*** Data supplied ***

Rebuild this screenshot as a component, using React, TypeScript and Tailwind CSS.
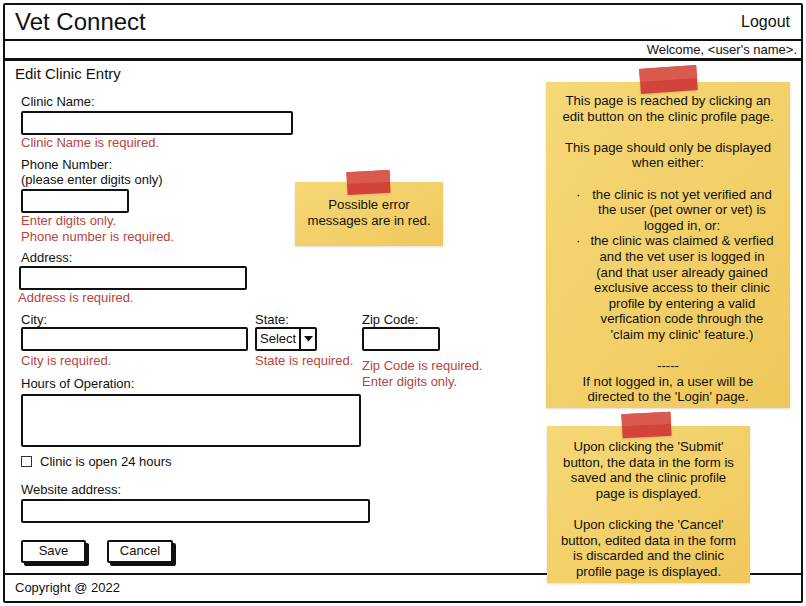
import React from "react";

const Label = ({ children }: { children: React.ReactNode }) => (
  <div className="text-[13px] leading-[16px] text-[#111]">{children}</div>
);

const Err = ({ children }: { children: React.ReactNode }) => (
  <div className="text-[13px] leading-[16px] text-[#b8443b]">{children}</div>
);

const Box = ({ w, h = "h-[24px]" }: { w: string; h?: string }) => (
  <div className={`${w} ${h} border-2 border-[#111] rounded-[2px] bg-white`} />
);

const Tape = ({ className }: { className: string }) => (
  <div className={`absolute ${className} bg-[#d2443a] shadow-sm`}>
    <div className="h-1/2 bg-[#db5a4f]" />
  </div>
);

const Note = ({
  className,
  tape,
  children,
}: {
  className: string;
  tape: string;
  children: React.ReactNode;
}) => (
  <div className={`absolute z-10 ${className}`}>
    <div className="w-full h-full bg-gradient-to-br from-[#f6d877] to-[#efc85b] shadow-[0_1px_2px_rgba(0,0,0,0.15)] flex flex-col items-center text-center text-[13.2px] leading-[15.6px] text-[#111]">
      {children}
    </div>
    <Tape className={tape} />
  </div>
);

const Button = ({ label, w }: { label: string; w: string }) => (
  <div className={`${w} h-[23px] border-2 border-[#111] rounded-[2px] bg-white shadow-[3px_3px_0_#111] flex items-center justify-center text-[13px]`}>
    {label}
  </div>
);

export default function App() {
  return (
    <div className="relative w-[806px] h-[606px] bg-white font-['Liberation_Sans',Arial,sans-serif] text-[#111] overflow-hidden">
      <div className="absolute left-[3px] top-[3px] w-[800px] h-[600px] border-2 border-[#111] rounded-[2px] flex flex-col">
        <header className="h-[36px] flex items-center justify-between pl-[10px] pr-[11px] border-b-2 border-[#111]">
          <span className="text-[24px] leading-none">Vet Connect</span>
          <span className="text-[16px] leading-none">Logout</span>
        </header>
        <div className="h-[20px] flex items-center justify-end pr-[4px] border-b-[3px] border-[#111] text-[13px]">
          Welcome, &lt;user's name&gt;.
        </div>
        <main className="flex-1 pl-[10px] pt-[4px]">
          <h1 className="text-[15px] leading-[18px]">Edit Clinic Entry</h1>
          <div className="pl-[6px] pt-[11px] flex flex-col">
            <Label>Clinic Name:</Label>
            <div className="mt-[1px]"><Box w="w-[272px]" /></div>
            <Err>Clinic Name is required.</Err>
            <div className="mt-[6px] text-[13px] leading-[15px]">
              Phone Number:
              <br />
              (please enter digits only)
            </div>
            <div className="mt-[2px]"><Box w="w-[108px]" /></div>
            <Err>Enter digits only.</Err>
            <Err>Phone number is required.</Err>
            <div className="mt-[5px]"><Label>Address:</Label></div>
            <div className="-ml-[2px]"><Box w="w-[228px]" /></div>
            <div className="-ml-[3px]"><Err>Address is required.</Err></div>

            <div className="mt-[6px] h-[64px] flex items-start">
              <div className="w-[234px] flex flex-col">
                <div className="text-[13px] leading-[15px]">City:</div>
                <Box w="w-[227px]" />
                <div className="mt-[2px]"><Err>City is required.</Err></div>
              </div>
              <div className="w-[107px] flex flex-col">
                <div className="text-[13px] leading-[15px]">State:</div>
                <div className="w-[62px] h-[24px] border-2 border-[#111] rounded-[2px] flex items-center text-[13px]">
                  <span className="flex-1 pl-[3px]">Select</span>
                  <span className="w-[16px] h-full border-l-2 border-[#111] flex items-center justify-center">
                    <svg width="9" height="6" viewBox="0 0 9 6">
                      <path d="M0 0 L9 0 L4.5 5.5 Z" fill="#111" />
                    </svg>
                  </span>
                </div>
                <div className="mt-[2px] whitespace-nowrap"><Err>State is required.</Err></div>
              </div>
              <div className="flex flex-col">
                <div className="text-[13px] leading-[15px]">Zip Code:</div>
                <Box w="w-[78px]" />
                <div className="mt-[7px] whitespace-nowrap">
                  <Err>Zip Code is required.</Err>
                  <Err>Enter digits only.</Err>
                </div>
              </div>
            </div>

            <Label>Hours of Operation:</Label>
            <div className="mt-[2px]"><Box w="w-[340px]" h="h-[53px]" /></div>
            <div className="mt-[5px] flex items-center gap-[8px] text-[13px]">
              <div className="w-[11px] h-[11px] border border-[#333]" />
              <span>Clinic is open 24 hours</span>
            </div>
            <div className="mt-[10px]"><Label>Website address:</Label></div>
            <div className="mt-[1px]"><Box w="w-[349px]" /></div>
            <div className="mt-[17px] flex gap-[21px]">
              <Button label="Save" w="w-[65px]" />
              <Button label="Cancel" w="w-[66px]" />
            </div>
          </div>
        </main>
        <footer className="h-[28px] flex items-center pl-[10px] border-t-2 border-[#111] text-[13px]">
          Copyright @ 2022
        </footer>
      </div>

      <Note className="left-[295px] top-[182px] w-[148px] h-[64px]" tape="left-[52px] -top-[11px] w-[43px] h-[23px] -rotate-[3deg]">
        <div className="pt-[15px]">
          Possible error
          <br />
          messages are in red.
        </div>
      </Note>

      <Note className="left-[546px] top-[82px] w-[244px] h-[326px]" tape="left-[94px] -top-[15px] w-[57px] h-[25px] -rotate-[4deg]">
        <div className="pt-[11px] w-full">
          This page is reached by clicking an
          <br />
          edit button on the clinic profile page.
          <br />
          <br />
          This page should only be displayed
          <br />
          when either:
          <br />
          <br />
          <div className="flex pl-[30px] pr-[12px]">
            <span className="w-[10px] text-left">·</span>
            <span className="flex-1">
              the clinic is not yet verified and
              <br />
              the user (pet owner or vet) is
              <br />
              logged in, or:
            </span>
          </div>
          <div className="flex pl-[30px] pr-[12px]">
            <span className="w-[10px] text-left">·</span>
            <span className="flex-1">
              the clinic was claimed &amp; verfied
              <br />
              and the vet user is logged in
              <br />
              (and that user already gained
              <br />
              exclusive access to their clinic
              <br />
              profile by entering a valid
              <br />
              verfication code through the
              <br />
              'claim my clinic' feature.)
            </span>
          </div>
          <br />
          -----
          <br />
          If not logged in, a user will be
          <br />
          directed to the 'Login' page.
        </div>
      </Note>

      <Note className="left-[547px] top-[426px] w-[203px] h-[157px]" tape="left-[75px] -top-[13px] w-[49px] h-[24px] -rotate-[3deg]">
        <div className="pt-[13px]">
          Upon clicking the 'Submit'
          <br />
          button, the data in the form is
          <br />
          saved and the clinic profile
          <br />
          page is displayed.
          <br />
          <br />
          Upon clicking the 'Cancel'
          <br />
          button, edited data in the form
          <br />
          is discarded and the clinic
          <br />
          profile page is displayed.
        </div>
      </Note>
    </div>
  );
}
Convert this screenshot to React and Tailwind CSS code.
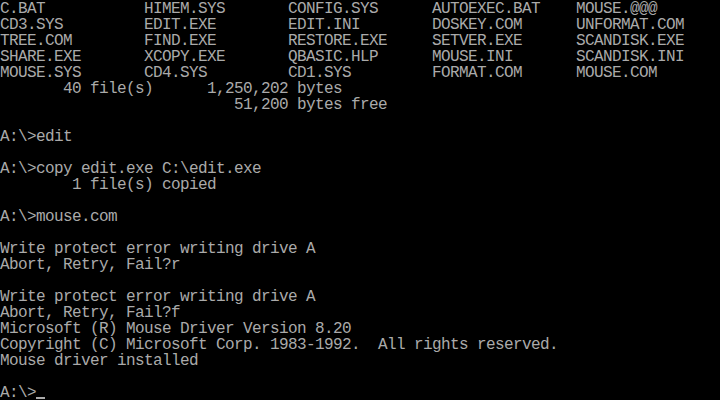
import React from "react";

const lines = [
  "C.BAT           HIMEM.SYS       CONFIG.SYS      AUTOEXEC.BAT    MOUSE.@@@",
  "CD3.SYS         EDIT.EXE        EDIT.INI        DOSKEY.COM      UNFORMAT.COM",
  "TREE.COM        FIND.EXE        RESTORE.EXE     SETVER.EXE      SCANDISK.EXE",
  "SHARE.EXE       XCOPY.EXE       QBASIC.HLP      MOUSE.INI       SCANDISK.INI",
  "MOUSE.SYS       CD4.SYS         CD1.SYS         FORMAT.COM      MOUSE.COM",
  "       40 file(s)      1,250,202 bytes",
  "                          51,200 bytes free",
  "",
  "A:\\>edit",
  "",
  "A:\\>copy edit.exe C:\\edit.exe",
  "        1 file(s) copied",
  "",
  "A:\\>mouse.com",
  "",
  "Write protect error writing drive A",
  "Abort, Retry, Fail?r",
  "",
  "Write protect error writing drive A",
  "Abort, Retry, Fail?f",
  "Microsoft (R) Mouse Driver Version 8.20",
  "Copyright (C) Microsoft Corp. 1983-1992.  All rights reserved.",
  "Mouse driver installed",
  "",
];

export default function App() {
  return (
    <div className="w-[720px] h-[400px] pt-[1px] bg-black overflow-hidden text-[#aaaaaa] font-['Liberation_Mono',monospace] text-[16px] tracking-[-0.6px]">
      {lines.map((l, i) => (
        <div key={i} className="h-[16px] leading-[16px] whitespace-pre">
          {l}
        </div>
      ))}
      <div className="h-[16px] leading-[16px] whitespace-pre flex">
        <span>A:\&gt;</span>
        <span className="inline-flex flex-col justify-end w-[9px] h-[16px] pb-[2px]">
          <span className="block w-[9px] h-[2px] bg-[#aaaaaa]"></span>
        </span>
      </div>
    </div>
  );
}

***

- Exercise aim: Go through the records and copy each line with "screenshot" in it.

- Written response:
Rebuild this screenshot as a component, using React, TypeScript and Tailwind CSS.
Convert this screenshot to React and Tailwind CSS code.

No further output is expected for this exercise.